* COLLECTED MATERIAL *
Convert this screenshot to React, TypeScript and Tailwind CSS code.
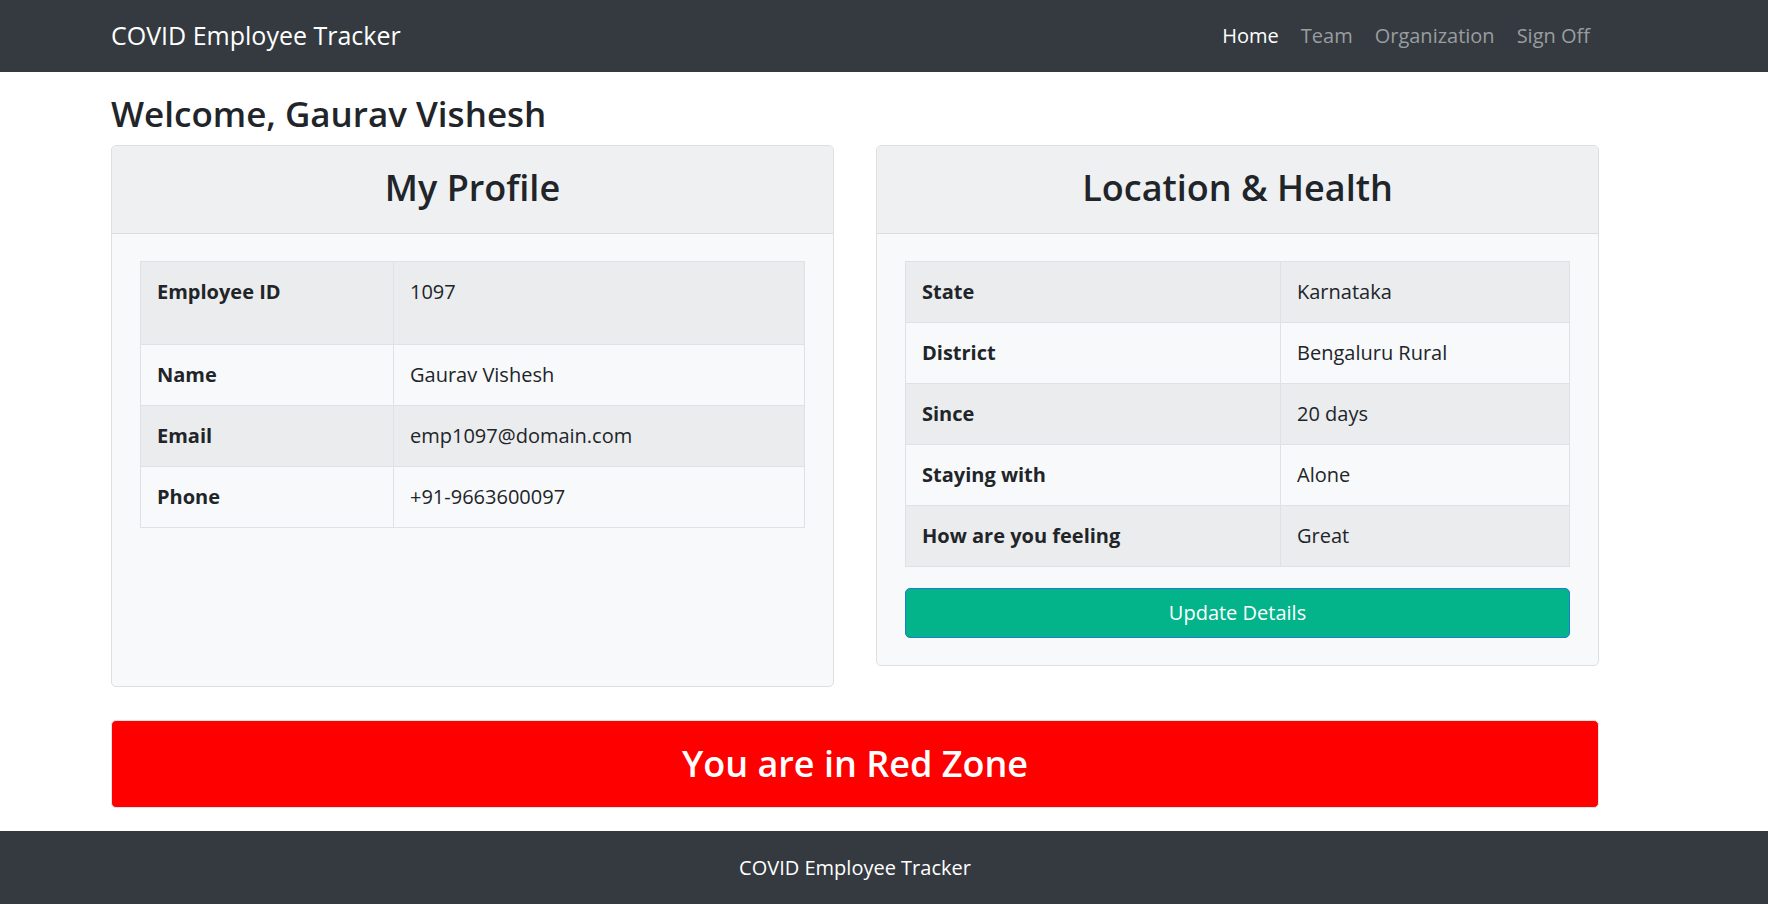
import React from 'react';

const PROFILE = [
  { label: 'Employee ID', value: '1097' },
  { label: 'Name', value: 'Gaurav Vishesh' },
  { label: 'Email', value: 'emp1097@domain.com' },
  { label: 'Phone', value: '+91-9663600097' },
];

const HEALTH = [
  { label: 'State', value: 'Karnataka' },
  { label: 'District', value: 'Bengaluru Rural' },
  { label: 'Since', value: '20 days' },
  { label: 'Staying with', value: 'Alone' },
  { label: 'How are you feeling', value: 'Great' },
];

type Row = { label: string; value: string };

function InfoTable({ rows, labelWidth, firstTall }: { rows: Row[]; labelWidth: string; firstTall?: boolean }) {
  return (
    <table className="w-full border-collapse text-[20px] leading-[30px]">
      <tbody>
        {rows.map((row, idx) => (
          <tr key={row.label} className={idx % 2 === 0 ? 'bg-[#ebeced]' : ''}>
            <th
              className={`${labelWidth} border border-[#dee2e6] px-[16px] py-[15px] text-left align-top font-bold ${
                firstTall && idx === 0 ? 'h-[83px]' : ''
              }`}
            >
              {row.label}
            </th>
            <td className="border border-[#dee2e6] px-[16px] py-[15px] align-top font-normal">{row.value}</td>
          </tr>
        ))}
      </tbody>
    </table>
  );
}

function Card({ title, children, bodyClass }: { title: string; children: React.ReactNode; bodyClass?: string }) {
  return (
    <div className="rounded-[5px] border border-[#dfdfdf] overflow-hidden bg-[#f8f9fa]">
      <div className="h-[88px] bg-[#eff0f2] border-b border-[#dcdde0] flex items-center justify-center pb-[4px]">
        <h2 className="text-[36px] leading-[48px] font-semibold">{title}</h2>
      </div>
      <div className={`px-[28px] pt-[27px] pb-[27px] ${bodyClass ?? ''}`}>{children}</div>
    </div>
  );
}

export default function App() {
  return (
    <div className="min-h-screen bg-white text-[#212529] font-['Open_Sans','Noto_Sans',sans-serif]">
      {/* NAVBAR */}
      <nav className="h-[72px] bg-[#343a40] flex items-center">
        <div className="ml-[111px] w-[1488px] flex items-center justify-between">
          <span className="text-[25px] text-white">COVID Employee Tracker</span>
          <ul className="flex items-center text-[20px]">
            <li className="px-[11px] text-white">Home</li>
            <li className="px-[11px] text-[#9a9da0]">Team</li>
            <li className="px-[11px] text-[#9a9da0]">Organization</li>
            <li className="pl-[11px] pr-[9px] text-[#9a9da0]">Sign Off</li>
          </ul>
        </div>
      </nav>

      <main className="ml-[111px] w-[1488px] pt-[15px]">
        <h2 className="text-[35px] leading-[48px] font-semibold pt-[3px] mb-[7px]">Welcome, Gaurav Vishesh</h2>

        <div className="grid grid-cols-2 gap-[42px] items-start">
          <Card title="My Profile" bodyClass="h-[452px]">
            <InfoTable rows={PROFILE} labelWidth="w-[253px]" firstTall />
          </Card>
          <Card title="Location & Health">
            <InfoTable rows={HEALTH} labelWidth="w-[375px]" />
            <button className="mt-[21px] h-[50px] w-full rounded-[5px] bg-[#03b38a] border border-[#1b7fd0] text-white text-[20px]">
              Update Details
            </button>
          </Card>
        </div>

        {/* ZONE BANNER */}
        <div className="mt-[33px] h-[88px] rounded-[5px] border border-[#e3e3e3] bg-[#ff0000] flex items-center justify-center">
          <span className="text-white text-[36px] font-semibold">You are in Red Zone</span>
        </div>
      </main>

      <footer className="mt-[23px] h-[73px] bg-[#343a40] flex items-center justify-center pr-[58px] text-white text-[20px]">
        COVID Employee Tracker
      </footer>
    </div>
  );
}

* EXERCISE INSTRUCTIONS *
Without the pictures, please reproduce each line of the listing above exactly, from the first one through the line bearing "string; value: string".

* SOLUTION FOR THIS PROBLEM *
Convert this screenshot to React, TypeScript and Tailwind CSS code.
import React from 'react';

const PROFILE = [
  { label: 'Employee ID', value: '1097' },
  { label: 'Name', value: 'Gaurav Vishesh' },
  { label: 'Email', value: 'emp1097@domain.com' },
  { label: 'Phone', value: '+91-9663600097' },
];

const HEALTH = [
  { label: 'State', value: 'Karnataka' },
  { label: 'District', value: 'Bengaluru Rural' },
  { label: 'Since', value: '20 days' },
  { label: 'Staying with', value: 'Alone' },
  { label: 'How are you feeling', value: 'Great' },
];

type Row = { label: string; value: string };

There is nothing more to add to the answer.